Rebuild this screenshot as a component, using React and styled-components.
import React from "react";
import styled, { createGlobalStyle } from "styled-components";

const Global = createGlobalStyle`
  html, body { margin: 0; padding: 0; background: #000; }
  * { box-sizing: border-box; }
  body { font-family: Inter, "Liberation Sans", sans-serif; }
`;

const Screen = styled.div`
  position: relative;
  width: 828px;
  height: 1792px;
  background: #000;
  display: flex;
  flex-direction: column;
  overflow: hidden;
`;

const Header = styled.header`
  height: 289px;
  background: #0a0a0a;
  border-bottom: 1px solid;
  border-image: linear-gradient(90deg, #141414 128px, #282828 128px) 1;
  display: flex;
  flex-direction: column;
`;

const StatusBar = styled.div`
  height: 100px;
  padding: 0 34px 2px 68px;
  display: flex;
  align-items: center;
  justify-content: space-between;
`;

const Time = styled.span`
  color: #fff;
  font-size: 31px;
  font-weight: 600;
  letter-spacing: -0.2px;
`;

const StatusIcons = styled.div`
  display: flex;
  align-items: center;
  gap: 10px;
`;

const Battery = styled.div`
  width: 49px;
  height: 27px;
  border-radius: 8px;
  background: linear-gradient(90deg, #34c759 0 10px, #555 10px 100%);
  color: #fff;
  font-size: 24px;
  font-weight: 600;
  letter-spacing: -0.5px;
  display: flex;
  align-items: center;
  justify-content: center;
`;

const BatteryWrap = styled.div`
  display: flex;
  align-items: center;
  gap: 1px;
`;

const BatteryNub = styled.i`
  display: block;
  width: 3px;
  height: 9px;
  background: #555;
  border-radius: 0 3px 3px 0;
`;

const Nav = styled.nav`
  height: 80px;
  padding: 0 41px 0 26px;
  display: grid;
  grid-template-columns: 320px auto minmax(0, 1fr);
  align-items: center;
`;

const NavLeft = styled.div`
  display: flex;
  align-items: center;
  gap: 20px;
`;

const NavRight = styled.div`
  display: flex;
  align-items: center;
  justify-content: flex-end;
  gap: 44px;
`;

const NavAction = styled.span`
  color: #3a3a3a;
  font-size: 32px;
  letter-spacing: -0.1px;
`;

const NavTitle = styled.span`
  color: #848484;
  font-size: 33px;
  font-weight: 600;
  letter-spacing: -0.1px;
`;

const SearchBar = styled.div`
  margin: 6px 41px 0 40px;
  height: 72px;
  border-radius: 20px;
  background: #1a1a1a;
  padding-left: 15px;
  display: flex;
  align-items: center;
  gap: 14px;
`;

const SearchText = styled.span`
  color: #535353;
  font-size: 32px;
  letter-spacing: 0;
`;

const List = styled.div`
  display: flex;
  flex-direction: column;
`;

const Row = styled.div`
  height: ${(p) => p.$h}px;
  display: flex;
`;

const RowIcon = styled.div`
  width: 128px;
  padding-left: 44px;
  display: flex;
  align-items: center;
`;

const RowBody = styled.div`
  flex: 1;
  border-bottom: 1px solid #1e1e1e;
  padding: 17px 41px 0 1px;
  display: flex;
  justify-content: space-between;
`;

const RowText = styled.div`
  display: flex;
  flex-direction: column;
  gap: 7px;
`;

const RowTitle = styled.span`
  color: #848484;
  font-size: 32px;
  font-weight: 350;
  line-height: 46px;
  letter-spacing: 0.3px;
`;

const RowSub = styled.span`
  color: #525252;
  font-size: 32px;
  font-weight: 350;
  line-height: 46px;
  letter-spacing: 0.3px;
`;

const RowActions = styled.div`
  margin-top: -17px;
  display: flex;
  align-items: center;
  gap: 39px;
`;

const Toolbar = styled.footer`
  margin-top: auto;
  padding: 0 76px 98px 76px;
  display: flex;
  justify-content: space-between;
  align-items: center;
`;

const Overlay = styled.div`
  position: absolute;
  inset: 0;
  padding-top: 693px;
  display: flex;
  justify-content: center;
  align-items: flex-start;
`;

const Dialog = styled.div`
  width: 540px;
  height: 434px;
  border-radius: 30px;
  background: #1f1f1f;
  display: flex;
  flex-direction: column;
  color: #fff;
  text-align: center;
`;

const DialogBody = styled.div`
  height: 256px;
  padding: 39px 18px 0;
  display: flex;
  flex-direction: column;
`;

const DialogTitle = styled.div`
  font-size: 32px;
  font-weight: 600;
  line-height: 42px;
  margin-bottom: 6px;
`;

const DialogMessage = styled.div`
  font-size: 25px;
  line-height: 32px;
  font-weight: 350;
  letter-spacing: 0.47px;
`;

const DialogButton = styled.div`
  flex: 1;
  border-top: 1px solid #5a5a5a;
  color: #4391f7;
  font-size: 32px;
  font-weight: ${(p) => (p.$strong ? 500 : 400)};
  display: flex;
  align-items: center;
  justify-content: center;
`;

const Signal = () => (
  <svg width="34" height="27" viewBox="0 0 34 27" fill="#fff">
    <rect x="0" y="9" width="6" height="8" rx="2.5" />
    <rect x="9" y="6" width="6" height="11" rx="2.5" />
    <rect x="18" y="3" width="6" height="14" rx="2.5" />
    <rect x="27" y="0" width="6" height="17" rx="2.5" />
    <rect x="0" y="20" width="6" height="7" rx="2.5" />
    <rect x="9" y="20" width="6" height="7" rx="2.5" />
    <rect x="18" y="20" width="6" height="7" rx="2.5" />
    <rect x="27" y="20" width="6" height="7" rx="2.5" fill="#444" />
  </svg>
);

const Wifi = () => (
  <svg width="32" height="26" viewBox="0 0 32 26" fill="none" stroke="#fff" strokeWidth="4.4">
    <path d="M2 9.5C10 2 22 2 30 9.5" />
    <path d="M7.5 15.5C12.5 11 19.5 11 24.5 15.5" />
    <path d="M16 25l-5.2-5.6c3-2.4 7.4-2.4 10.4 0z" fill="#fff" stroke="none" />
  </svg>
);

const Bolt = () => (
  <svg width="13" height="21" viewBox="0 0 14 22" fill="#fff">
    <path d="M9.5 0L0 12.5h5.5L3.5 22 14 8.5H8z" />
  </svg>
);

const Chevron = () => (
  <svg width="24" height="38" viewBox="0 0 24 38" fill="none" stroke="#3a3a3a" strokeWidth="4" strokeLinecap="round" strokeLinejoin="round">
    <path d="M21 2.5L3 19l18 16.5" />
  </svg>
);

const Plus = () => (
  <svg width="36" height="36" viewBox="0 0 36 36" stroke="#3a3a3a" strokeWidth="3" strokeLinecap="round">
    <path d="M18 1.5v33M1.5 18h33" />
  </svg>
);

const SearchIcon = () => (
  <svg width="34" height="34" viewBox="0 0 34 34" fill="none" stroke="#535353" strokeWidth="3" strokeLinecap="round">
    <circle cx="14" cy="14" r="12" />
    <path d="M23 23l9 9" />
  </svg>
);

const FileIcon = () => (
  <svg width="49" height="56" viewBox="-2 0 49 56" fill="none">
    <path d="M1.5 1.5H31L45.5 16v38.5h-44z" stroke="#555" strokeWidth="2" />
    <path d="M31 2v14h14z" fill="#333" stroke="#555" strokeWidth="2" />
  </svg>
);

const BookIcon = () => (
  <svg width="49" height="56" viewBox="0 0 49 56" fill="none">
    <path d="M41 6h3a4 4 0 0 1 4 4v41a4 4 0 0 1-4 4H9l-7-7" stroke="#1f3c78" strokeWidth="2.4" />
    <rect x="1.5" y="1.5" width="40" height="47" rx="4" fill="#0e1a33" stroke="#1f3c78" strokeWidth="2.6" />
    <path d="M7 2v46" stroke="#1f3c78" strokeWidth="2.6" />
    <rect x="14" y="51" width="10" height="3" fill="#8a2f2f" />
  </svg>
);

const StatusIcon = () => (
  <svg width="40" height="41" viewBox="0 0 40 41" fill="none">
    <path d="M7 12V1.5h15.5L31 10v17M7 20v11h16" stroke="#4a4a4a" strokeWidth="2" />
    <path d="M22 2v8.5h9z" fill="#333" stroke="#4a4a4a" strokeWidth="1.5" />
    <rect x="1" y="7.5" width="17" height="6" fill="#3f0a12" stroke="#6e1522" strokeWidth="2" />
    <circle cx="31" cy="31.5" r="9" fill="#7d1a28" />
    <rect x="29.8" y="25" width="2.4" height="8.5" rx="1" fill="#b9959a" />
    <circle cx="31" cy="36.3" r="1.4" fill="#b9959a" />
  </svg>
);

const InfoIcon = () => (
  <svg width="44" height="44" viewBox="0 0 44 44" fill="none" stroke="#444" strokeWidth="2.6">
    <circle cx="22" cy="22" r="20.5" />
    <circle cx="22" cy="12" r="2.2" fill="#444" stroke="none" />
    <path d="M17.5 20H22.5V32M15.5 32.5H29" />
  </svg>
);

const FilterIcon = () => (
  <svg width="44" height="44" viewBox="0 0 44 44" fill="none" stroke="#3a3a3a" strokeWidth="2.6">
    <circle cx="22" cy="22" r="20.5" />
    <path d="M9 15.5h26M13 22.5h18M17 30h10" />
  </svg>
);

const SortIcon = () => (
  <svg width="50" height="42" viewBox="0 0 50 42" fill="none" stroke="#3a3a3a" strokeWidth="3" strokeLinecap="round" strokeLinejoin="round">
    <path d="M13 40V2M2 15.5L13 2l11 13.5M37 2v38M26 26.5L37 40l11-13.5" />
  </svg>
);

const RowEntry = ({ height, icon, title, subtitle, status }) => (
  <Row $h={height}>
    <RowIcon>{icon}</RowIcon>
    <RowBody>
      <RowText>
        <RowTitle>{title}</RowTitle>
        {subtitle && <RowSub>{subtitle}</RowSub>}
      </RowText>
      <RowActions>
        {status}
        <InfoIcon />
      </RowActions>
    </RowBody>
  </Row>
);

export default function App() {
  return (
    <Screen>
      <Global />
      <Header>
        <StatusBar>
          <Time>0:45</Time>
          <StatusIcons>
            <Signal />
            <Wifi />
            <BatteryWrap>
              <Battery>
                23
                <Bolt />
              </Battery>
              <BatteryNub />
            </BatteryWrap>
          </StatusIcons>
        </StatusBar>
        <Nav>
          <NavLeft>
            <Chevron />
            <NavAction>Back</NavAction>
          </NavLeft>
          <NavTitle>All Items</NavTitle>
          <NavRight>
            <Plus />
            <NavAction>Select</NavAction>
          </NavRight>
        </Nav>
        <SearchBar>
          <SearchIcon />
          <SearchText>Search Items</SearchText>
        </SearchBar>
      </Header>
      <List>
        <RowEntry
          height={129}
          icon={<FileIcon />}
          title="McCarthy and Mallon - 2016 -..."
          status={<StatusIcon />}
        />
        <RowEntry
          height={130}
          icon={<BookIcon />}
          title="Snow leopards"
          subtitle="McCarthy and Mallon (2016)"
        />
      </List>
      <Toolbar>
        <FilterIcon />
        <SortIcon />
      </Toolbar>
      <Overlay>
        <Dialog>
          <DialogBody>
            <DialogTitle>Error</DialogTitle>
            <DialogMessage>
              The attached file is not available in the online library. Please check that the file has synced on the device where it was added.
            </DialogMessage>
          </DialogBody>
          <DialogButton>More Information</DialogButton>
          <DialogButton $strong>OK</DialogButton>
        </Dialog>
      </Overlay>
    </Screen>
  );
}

.....

What is needed:
Every line in the data that holds "React" should be copied out.

Answer below:
Rebuild this screenshot as a component, using React and styled-components.
import React from "react";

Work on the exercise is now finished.